The are also seeking a curb on the power of the federal government to spend money, which the provinces argue allows Ottawa, rather than the several jurisdictions, to set priorities.
Another concern is that the federal government has become increasingly involved in polices on natural resources, which nominally are in provincial jurisdiction. For example, oil-rich Alberta wants to control its own supplies, and would like Ottawa to keep its hand off.
At a minimum, analysts here think that even if the provinces cannot keep control in the face of what amounts to a national issue, as in the case of energy, they will force Ottawa seek concurrence through consultation.

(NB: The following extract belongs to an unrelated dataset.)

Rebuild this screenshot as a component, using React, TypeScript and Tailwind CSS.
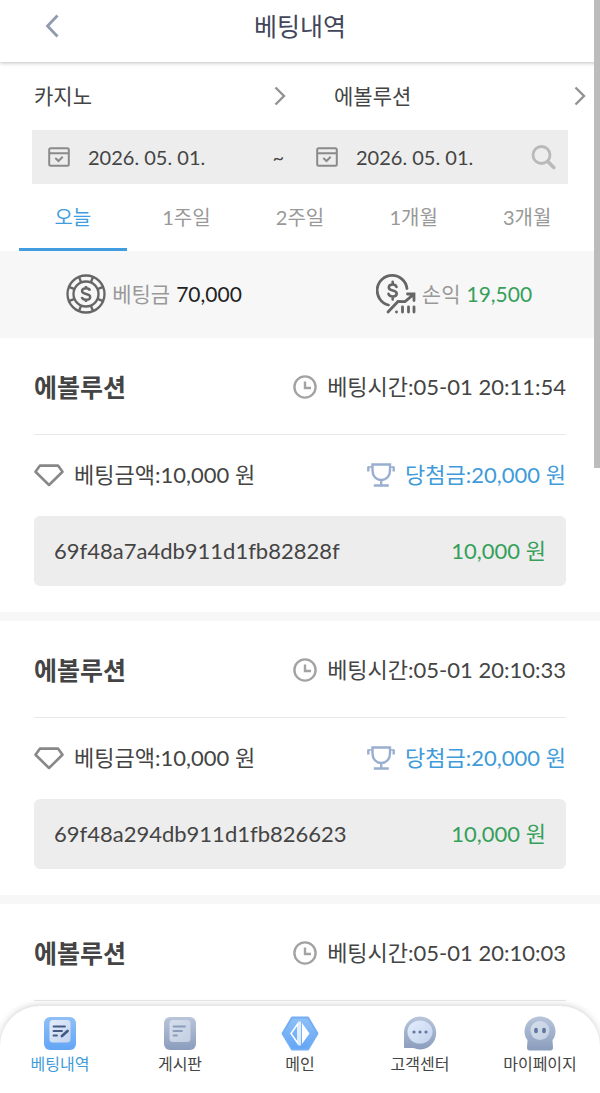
import { useState, type ReactNode } from "react";

const games = ["카지노", "슬롯"];
const vendors = ["에볼루션", "프라그마틱"];
const periods = ["오늘", "1주일", "2주일", "1개월", "3개월"];

type Bet = {
  vendor: string;
  time: string;
  detail?: { stake: string; win: string; id: string; profit: string };
};

const bets: Bet[] = [
  {
    vendor: "에볼루션",
    time: "05-01 20:11:54",
    detail: {
      stake: "10,000",
      win: "20,000",
      id: "69f48a7a4db911d1fb82828f",
      profit: "10,000",
    },
  },
  {
    vendor: "에볼루션",
    time: "05-01 20:10:33",
    detail: {
      stake: "10,000",
      win: "20,000",
      id: "69f48a294db911d1fb826623",
      profit: "10,000",
    },
  },
  { vendor: "에볼루션", time: "05-01 20:10:03" },
];

function ChevronIcon() {
  return (
    <svg
      viewBox="0 0 12 20"
      className="h-5 w-3 shrink-0 fill-none stroke-[#929292]"
      strokeWidth="2.4"
      aria-hidden="true"
    >
      <path d="M1.5 1.5 10 10l-8.5 8.5" />
    </svg>
  );
}

function CalendarIcon() {
  return (
    <svg
      viewBox="0 0 22 20"
      className="h-5 w-[22px] shrink-0 fill-none stroke-[#8a8a8a]"
      strokeWidth="2"
      aria-hidden="true"
    >
      <rect x="1.2" y="1.2" width="19.6" height="17.6" rx="1.5" />
      <path d="M1 6.3h20M7.3 11l3.2 3 4.2-4.2" />
    </svg>
  );
}

function SearchIcon() {
  return (
    <svg
      viewBox="0 0 26 26"
      className="size-[26px] fill-none stroke-[#b9b9b9]"
      aria-hidden="true"
    >
      <circle cx="11.5" cy="11" r="8.5" strokeWidth="2.8" />
      <path d="m17.8 17.5 6 6" strokeWidth="3.6" strokeLinecap="round" />
    </svg>
  );
}

const chipAngles = [22.5, 67.5, 112.5, 157.5, 202.5, 247.5, 292.5, 337.5];

function ChipIcon() {
  return (
    <svg
      viewBox="0 0 40 40"
      className="size-10 shrink-0 fill-none stroke-[#666]"
      strokeWidth="2.3"
      aria-hidden="true"
    >
      <circle cx="20" cy="20" r="18.5" />
      <circle cx="20" cy="20" r="12.5" />
      {chipAngles.map((angle) => (
        <path
          key={angle}
          d="M20 1.5v6"
          strokeWidth="2.4"
          transform={`rotate(${angle} 20 20)`}
        />
      ))}
      <path
        d="M24 16.6c-.4-1.5-1.9-2.4-4-2.4-2.4 0-4 1.1-4 2.9 0 4.2 8.2 1.7 8.2 5.8 0 1.8-1.7 2.9-4.2 2.9-2.3 0-3.9-1-4.3-2.7M20 12v2.2M20 25.8V28"
        strokeWidth="2.4"
      />
    </svg>
  );
}

function ProfitIcon() {
  return (
    <svg
      viewBox="0 0 40 40"
      className="size-10 shrink-0 fill-none stroke-[#666]"
      strokeWidth="2.8"
      strokeLinecap="round"
      aria-hidden="true"
    >
      <path d="M12.5 31A15 15 0 1 1 31 14.5" />
      <path
        d="M20.5 13c-.4-1.6-1.9-2.5-3.8-2.5-2.3 0-3.9 1.2-3.9 3 0 4.2 7.9 2 7.9 6.1 0 1.9-1.7 3-4 3-2.2 0-3.8-1-4.2-2.8M16.7 7.7v2.8M16.7 22.6v2.8"
        strokeWidth="2.6"
      />
      <path d="M12 38l10-10.5 7 .2 9-7.5M31.5 20H38v6.5" />
      <path d="M20.5 37.8v.2M26.5 33v5M32.500 33v5M38 33v5" />
    </svg>
  );
}

function ClockIcon() {
  return (
    <svg
      viewBox="0 0 24 24"
      className="size-6 shrink-0 fill-none stroke-[#a3a3a3]"
      strokeWidth="2.4"
      aria-hidden="true"
    >
      <circle cx="12" cy="12" r="10.6" />
      <path d="M12 6.5V13h6" />
    </svg>
  );
}

function DiamondIcon() {
  return (
    <svg
      viewBox="0 0 30 23"
      className="h-[23px] w-[30px] shrink-0 fill-none stroke-[#888]"
      strokeWidth="2.6"
      aria-hidden="true"
    >
      <path d="M6 1.6h18l4.5 6.2L15 21 1.5 7.8z" strokeLinejoin="round" />
    </svg>
  );
}

function TrophyIcon() {
  return (
    <svg
      viewBox="0 0 28 24"
      className="h-6 w-7 shrink-0 fill-none stroke-[#9aafd0]"
      strokeWidth="2.4"
      aria-hidden="true"
    >
      <path d="M5.5 1.5h17.5v6c0 5.500-3.500 9.500-8.750 9.500S5.500 13 5.500 7.500zM14.200 17v5M6.800 22.500h15M1.300 3.500v5M26.700 3.500v5" />
      <path d="M5 4H1M23 4h4" strokeWidth="1.6" />
    </svg>
  );
}

function Gradients() {
  return (
    <svg className="absolute size-0" aria-hidden="true">
      <defs>
        <linearGradient id="navBlue" x1="0" y1="0" x2="0" y2="1">
          <stop offset="0" stopColor="#8fc0f7" />
          <stop offset="1" stopColor="#62a5f5" />
        </linearGradient>
        <linearGradient id="navGray" x1="0" y1="0" x2="0" y2="1">
          <stop offset="0" stopColor="#b8c5da" />
          <stop offset="1" stopColor="#8b9dbd" />
        </linearGradient>
        <linearGradient id="navFace" x1="0" y1="0" x2="1" y2="1">
          <stop offset="0" stopColor="#e3edfb" />
          <stop offset="1" stopColor="#c3d3ee" />
        </linearGradient>
        <linearGradient id="navFaceGray" x1="0" y1="0" x2="1" y2="1">
          <stop offset="0" stopColor="#d5deeb" />
          <stop offset="1" stopColor="#c3cfe2" />
        </linearGradient>
      </defs>
    </svg>
  );
}

const navItems: { label: string; active?: boolean; icon: ReactNode }[] = [
  {
    label: "베팅내역",
    active: true,
    icon: (
      <>
        <rect x="3" y="1" width="32" height="33" rx="6" fill="url(#navBlue)" />
        <rect x="8.5" y="4" width="21" height="22.5" rx="3.5" fill="url(#navFace)" />
        <path
          d="M12.5 10.5h11.5M12.5 15h8.5M12.5 19.5h3.5"
          stroke="#465a86"
          strokeWidth="1.8"
          strokeLinecap="round"
        />
        <path d="m21 20 5.5-5" stroke="#465a86" strokeWidth="2.8" strokeLinecap="round" />
      </>
    ),
  },
  {
    label: "게시판",
    icon: (
      <>
        <rect x="3" y="1" width="32" height="33" rx="6" fill="url(#navGray)" />
        <rect x="8.5" y="4" width="21" height="22" rx="3.5" fill="url(#navFaceGray)" />
        <path
          d="M12.5 10.5h11.5M12.5 15h8.5M12.5 19.5h3.5"
          stroke="#8b9cbc"
          strokeWidth="1.8"
          strokeLinecap="round"
        />
      </>
    ),
  },
  {
    label: "메인",
    icon: (
      <>
        <path
          d="M11 1.5h16l9.5 16-9.5 16H11l-9.5-16z"
          fill="url(#navBlue)"
          stroke="#74aef5"
          strokeWidth="2"
          strokeLinejoin="round"
        />
        <path d="M17 7.5 10 17.500l7 10z" fill="none" stroke="#fff" strokeWidth="1.5" />
        <path d="M19 5.5v24" stroke="#fff" strokeWidth="1.5" />
        <path d="m21 7 7.5 10.5L21 28z" fill="#fff" />
      </>
    ),
  },
  {
    label: "고객센터",
    icon: (
      <>
        <path
          d="M19 .5a16 16.5 0 1 1-6.5 31.5H4c-.7 0-1-.4-1-1V17A16 16.5 0 0 1 19 .5z"
          fill="url(#navGray)"
        />
        <ellipse cx="19" cy="16" rx="12.5" ry="11.5" fill="url(#navFace)" />
        <path
          d="M13 16h.01M19 16h.01M25 16h.01"
          stroke="#6479a2"
          strokeWidth="3.2"
          strokeLinecap="round"
        />
      </>
    ),
  },
  {
    label: "마이페이지",
    icon: (
      <>
        <path
          d="M19 .5C28 .5 34.5 7 34.5 15.5c0 4-1.300 6.500-3 8.500l.5 7.500c.1 2-1 3-2.500 3h-21c-1.500 0-2.600-1-2.500-3L6.500 24c-1.700-2-3-4.500-3-8.500C3.500 7 10 .5 19 .5z"
          fill="url(#navGray)"
        />
        <circle cx="19" cy="14.5" r="9.5" fill="url(#navFaceGray)" />
        <path
          d="M15 13.5v2M23 13.5v2"
          stroke="#5f749e"
          strokeWidth="3.6"
          strokeLinecap="round"
        />
      </>
    ),
  },
];

function FilterSelect({ label, options }: { label: string; options: string[] }) {
  return (
    <label className="flex items-center pr-[14px] pl-[34px]">
      <select
        aria-label={label}
        className="h-9 min-w-0 flex-1 appearance-none bg-transparent text-[21px] leading-9 outline-none"
      >
        {options.map((option) => (
          <option key={option}>{option}</option>
        ))}
      </select>
      <ChevronIcon />
    </label>
  );
}

function DateField({ label, children }: { label: string; children: ReactNode }) {
  return (
    <div className="flex items-center pr-3 pl-4">
      <label className="flex min-w-0 flex-1 items-center gap-[18px]">
        <CalendarIcon />
        <input
          type="text"
          aria-label={label}
          defaultValue="2026. 05. 01."
          className="w-full min-w-0 bg-transparent text-xl leading-7 outline-none"
        />
      </label>
      {children}
    </div>
  );
}

function BetCard({ bet }: { bet: Bet }) {
  return (
    <article className="border-b-[9px] border-[#f7f7f7] px-[34px] last:border-b-0">
      <div className="flex items-center justify-between border-b border-[#e8e8e8] pt-[34px] pb-8 leading-[30px]">
        <h2 className="text-[25px] font-bold">{bet.vendor}</h2>
        <p className="flex items-center gap-2.5 text-[22px]">
          <ClockIcon />
          베팅시간:{bet.time}
        </p>
      </div>
      {bet.detail && (
        <div className="pb-[26px]">
          <div className="flex items-center justify-between pt-[25px] pb-[26px] text-[22px] leading-[30px]">
            <p className="flex items-center gap-2.5">
              <DiamondIcon />
              베팅금액:{bet.detail.stake} 원
            </p>
            <p className="flex items-center gap-2.5 text-[#3f9bd9]">
              <TrophyIcon />
              당첨금:{bet.detail.win} 원
            </p>
          </div>
          <div className="flex items-center justify-between rounded-md bg-[#ededed] px-5 py-5 text-[22px] leading-[30px]">
            <span className="[font-variant-ligatures:none]">{bet.detail.id}</span>
            <span className="text-[#35a05a]">{bet.detail.profit} 원</span>
          </div>
        </div>
      )}
    </article>
  );
}

export default function App() {
  const [period, setPeriod] = useState("오늘");

  return (
    <div className="relative flex h-screen flex-col overflow-hidden bg-white font-[Lato,'Noto_Sans_CJK_KR',sans-serif] text-[#444]">
      <Gradients />
      <header className="relative z-10 grid grid-cols-[1fr_auto_1fr] items-center bg-white pt-2 pb-[18px] shadow-[0_1px_4px_rgba(0,0,0,0.25)]">
        <button type="button" aria-label="뒤로" className="w-fit pl-[45px]">
          <svg
            viewBox="0 0 14 24"
            className="h-6 w-[14px] fill-none stroke-[#929bad]"
            strokeWidth="2.8"
            aria-hidden="true"
          >
            <path d="M12.5 1.5 2.500 12l10 10.500" />
          </svg>
        </button>
        <h1 className="text-[25px] leading-9 text-[#42465a]">베팅내역</h1>
      </header>

      <main className="min-h-0 flex-1 overflow-hidden">
        <div className="grid grid-cols-2 py-4">
          <FilterSelect label="게임" options={games} />
          <FilterSelect label="게임사" options={vendors} />
        </div>

        <div className="mx-8 grid grid-cols-2 bg-[#ededed] py-[13px]">
          <DateField label="시작일">
            <span className="pr-1 text-xl leading-7">~</span>
          </DateField>
          <DateField label="종료일">
            <button type="button" aria-label="검색">
              <SearchIcon />
            </button>
          </DateField>
        </div>

        <div role="tablist" className="grid grid-cols-5 gap-1.5 px-[19px]">
          {periods.map((item) => (
            <button
              key={item}
              type="button"
              role="tab"
              aria-selected={item === period}
              onClick={() => setPeriod(item)}
              className={`border-b-[3px] pt-[18px] pb-4 text-xl leading-[30px] ${
                item === period
                  ? "border-[#429de0] text-[#429de0]"
                  : "border-transparent text-[#999]"
              }`}
            >
              {item}
            </button>
          ))}
        </div>

        <div className="grid grid-cols-2 bg-[#f7f7f7] pt-[23px] pb-6 text-[21px] leading-[30px]">
          <div className="flex items-center justify-center gap-1.5 pl-2">
            <ChipIcon />
            <span className="text-[#999]">베팅금</span>
            <strong className="font-normal text-[#222]">70,000</strong>
          </div>
          <div className="flex items-center justify-center gap-1.5 pl-2">
            <ProfitIcon />
            <span className="text-[#999]">손익</span>
            <strong className="font-normal text-[#35a05a]">19,500</strong>
          </div>
        </div>

        {bets.map((bet) => (
          <BetCard key={bet.time} bet={bet} />
        ))}
      </main>

      <div className="absolute top-0 right-0 z-20 h-[468px] w-1.5 bg-[#bcbcbc]" />

      <nav className="absolute inset-x-0 bottom-0 z-10 grid grid-cols-5 rounded-t-[40px] bg-white pt-2.5 pb-[19px] shadow-[0_-1px_7px_rgba(0,0,0,0.18)]">
        {navItems.map((item) => (
          <a
            key={item.label}
            href="#"
            className={`flex flex-col items-center gap-0.5 text-base leading-5 ${
              item.active ? "text-[#3f9bd9]" : ""
            }`}
          >
            <svg viewBox="0 0 38 36" className="h-9 w-[38px]" aria-hidden="true">
              {item.icon}
            </svg>
            {item.label}
          </a>
        ))}
      </nav>
    </div>
  );
}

These analysts expect a continued movement of financial power from Montreal to Toronto, which is already the real center of banking and insurance. But there is a further shift ahead to the west. Already, more of Canada's gross national product comes from west of Ontario than east, reversing the situation of two years ago.
An important question to which there is no ready answer is how a trend toward a weaker central government would affect Canada's ability to deal effectively with other large industrial nations on key international questions.
Meanwhile, Trudeau and the federal bureaucracy here keep trying to promote "a Canadian identity" based on the diverse nature and twin cultural origins of Canadian society. They try to persuade the Quebecers that French culture will have a better chance to survive within a Canadian nation, where the French are 25 percent of a total 24 million population, than as a tiny ghetto on its own among several hundred million North Americans.
But just as Trudeau also struggles to prevent the whole of Canada from being assimulated by the colossal impact of American culture, the Quebecers fight against being assimilated into what Camille Laurin, Quebec's minister of cultural development calls "the North American melting pot."
"Except for the war years," says a thoughtful Canadian, "and perhaps a burst of feeling around the centennial" in 1967, "we've never come together as a nation. For the rest, Canada has simply been a commercial operation.